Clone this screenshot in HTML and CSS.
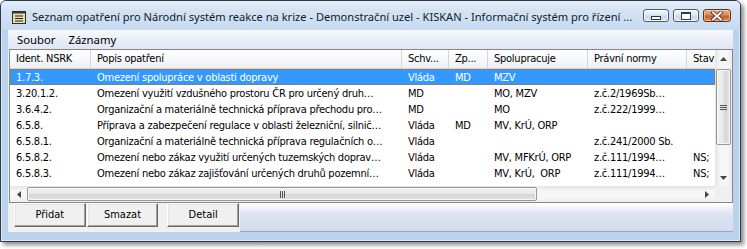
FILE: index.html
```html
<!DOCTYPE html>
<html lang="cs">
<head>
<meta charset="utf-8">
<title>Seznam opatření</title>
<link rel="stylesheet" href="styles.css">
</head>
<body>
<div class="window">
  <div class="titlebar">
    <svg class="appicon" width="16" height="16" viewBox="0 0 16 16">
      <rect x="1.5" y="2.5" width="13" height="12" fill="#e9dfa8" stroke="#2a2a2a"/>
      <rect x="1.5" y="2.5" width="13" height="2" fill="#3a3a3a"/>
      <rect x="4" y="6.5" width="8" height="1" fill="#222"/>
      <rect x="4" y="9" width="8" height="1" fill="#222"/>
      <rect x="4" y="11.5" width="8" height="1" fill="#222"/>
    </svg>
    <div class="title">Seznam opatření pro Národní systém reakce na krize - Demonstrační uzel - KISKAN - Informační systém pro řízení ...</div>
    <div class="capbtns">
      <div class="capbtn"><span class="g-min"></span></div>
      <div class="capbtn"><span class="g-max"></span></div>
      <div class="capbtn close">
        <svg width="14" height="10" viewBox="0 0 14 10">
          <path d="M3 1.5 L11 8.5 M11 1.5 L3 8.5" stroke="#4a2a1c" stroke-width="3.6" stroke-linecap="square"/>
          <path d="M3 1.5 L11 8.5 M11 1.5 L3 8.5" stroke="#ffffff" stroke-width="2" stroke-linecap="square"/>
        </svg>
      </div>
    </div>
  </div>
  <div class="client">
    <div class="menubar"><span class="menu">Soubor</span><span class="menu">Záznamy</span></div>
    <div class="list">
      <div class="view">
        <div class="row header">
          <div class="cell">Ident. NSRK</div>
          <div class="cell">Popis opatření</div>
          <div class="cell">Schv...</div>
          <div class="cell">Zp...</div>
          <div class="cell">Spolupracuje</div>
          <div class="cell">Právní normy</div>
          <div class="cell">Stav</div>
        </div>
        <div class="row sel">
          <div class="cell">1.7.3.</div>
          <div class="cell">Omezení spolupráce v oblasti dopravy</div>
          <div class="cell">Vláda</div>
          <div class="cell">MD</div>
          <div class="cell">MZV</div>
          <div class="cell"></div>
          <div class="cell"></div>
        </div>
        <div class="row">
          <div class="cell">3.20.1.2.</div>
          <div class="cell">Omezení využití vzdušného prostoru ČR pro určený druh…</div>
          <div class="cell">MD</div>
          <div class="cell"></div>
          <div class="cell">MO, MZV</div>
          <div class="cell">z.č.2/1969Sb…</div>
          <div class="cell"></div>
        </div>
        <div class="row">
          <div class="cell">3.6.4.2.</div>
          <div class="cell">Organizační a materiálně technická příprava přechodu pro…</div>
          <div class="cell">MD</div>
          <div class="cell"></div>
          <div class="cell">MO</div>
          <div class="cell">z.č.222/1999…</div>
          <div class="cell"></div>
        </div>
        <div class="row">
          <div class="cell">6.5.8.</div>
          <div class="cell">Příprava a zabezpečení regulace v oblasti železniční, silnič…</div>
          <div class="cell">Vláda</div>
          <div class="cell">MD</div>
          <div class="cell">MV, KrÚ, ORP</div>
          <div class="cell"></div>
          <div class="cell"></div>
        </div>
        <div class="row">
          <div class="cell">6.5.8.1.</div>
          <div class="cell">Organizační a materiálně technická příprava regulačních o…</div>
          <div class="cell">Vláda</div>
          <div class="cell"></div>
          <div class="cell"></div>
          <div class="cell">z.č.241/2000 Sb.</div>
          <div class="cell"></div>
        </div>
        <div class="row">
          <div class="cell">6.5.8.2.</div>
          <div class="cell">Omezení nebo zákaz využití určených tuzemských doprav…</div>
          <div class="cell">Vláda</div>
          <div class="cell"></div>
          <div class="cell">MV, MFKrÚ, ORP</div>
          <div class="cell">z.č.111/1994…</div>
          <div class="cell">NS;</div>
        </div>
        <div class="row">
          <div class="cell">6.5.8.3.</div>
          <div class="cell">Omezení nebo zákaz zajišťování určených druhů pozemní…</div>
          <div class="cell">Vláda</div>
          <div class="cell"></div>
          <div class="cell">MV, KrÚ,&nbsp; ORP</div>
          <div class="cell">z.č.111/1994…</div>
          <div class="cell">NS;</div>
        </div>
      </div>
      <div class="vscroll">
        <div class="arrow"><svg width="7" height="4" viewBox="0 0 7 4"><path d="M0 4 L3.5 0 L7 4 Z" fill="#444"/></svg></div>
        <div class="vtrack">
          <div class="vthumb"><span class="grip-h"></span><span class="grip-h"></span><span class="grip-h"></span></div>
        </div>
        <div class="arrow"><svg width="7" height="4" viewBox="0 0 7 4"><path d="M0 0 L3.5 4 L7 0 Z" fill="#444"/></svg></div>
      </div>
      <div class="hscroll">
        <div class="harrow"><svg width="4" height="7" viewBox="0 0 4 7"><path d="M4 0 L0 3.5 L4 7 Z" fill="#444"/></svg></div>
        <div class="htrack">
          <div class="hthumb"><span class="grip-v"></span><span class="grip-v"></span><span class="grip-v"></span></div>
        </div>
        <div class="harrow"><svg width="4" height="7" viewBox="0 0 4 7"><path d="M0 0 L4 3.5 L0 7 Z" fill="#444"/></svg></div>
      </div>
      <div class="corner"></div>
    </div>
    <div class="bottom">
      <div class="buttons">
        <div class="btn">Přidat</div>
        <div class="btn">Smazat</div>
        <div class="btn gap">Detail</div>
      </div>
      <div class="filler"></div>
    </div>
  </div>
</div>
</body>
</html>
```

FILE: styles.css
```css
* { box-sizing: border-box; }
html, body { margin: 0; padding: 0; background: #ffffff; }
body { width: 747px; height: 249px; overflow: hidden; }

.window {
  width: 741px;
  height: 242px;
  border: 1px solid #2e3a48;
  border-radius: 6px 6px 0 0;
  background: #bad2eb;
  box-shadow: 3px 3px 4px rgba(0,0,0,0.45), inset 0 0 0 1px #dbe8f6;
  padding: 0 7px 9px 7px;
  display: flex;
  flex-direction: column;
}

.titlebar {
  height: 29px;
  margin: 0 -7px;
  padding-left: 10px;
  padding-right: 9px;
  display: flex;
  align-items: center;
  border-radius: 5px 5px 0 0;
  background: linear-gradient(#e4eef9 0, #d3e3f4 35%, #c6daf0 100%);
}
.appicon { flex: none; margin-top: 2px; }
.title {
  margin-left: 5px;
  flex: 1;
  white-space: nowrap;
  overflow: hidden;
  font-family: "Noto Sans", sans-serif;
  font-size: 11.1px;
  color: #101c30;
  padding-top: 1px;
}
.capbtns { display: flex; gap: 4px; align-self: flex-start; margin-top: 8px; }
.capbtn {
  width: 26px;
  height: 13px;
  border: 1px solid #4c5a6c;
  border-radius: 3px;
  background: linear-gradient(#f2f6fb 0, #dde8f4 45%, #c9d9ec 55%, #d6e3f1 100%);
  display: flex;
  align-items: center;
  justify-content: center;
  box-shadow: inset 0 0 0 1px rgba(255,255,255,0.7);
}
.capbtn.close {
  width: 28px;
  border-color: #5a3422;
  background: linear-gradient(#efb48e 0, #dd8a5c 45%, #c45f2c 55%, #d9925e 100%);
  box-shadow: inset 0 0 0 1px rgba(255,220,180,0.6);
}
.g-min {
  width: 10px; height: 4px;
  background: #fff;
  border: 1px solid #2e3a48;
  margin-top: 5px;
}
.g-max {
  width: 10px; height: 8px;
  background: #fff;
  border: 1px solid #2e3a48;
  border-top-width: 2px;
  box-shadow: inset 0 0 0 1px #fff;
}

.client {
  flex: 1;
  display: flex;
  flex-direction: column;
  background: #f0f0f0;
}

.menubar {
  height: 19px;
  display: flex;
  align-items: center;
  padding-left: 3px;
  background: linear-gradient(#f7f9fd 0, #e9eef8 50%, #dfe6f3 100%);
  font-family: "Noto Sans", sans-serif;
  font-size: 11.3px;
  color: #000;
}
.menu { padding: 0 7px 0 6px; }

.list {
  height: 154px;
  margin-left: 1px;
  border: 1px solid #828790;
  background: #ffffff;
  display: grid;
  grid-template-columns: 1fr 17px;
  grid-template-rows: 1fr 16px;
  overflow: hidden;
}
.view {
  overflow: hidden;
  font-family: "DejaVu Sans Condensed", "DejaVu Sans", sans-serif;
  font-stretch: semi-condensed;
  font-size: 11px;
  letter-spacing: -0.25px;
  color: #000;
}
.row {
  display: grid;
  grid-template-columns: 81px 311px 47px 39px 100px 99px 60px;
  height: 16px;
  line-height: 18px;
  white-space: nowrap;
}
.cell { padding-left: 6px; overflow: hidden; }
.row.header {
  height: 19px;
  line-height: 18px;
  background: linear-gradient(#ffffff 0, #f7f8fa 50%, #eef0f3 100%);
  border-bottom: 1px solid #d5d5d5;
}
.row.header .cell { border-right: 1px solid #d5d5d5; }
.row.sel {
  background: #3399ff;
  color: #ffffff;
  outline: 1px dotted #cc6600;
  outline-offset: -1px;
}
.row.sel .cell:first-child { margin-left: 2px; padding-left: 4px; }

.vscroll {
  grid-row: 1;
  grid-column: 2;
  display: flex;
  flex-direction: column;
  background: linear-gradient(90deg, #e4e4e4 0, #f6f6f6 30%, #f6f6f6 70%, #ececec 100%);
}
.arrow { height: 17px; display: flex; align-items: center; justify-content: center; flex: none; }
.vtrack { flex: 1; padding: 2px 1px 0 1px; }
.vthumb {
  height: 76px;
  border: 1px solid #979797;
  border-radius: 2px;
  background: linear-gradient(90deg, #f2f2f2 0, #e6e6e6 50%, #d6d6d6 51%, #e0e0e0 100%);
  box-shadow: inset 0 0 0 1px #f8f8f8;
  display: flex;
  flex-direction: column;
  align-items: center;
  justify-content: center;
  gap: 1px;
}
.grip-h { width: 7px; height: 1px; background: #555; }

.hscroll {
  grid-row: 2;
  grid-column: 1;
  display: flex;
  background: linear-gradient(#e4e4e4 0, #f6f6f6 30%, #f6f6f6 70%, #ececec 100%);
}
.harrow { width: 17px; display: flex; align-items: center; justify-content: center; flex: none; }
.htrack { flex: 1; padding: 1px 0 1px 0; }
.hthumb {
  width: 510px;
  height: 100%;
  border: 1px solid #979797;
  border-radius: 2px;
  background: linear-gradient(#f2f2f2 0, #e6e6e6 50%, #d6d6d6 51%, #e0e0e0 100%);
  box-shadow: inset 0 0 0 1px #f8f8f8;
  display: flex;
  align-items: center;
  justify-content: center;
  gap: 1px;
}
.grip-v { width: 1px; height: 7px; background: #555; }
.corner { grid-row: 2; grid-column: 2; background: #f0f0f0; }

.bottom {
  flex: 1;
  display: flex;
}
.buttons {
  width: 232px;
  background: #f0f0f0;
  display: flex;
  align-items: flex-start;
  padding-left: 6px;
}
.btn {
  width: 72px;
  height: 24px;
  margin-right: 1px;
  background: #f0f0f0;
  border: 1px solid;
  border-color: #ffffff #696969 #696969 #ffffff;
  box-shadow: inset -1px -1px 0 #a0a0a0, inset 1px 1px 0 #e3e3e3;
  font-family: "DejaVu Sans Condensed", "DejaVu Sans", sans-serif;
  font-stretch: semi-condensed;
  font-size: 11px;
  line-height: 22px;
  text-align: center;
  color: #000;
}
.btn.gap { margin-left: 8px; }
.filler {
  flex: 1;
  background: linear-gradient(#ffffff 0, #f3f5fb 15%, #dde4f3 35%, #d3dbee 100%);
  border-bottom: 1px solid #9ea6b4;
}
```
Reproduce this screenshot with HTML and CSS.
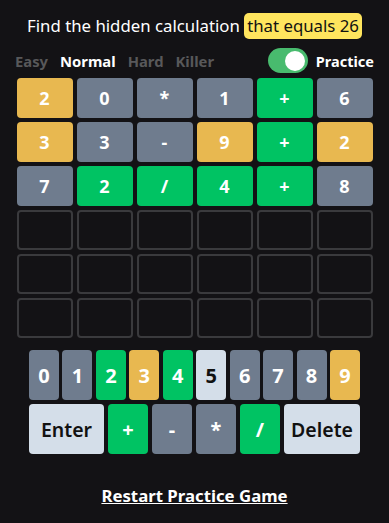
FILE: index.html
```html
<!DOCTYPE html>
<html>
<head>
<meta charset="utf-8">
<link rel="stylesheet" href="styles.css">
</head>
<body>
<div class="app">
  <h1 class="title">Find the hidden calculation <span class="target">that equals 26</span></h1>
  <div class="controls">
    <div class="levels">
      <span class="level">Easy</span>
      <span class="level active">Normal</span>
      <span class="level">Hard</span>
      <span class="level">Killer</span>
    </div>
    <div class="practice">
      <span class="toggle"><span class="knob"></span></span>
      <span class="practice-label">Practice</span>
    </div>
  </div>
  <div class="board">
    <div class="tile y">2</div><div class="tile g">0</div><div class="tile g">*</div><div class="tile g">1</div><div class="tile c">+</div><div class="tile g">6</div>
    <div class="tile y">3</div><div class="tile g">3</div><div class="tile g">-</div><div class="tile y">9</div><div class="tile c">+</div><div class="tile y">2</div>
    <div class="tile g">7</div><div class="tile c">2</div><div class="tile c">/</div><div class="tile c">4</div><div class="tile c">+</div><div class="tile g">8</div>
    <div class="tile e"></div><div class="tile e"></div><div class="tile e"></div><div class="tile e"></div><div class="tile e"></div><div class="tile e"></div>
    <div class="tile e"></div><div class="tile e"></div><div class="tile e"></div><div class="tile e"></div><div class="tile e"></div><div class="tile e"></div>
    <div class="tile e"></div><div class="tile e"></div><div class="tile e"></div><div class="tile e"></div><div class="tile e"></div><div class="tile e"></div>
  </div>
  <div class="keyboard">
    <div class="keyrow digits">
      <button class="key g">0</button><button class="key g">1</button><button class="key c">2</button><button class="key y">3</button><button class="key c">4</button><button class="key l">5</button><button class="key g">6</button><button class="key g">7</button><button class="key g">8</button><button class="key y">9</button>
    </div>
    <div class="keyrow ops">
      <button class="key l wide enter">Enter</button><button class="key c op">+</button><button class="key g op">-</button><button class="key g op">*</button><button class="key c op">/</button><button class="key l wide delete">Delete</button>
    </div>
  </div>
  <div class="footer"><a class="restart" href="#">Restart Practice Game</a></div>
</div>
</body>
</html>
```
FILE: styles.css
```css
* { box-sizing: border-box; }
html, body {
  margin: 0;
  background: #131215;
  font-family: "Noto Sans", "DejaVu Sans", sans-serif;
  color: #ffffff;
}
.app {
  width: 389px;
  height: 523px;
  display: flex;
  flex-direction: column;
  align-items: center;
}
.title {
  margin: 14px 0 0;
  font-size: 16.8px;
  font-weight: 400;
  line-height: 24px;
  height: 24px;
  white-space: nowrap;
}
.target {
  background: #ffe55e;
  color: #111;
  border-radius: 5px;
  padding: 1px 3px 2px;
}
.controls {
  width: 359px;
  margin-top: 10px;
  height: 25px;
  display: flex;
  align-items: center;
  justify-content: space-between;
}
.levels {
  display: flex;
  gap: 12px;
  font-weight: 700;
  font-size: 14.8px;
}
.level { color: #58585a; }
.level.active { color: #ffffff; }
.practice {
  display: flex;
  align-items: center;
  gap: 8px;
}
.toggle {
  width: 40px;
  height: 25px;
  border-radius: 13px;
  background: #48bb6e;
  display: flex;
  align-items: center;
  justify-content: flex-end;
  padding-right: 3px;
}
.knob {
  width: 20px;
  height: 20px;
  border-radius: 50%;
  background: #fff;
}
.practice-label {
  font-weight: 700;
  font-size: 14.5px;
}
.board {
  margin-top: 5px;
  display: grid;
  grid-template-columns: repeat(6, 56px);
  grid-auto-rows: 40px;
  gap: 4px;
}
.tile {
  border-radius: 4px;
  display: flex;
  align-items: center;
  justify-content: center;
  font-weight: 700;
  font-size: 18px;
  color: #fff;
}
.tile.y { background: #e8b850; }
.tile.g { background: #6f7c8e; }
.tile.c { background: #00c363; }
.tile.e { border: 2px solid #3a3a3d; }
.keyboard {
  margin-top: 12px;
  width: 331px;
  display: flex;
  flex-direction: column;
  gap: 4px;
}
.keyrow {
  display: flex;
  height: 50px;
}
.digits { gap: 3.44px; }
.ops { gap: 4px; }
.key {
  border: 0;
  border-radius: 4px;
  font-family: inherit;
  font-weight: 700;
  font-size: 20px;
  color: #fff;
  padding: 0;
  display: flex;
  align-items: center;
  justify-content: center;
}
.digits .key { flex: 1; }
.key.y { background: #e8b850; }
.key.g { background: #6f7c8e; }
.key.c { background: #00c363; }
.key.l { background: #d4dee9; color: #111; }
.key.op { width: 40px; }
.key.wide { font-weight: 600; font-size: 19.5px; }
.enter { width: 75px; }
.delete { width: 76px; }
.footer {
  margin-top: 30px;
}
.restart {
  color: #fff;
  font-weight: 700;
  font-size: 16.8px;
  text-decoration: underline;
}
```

**Short problem**
Every line above that contains the word "this" should be reported.

**Written response**
Clone this screenshot in HTML and CSS.
Reproduce this screenshot with HTML and CSS.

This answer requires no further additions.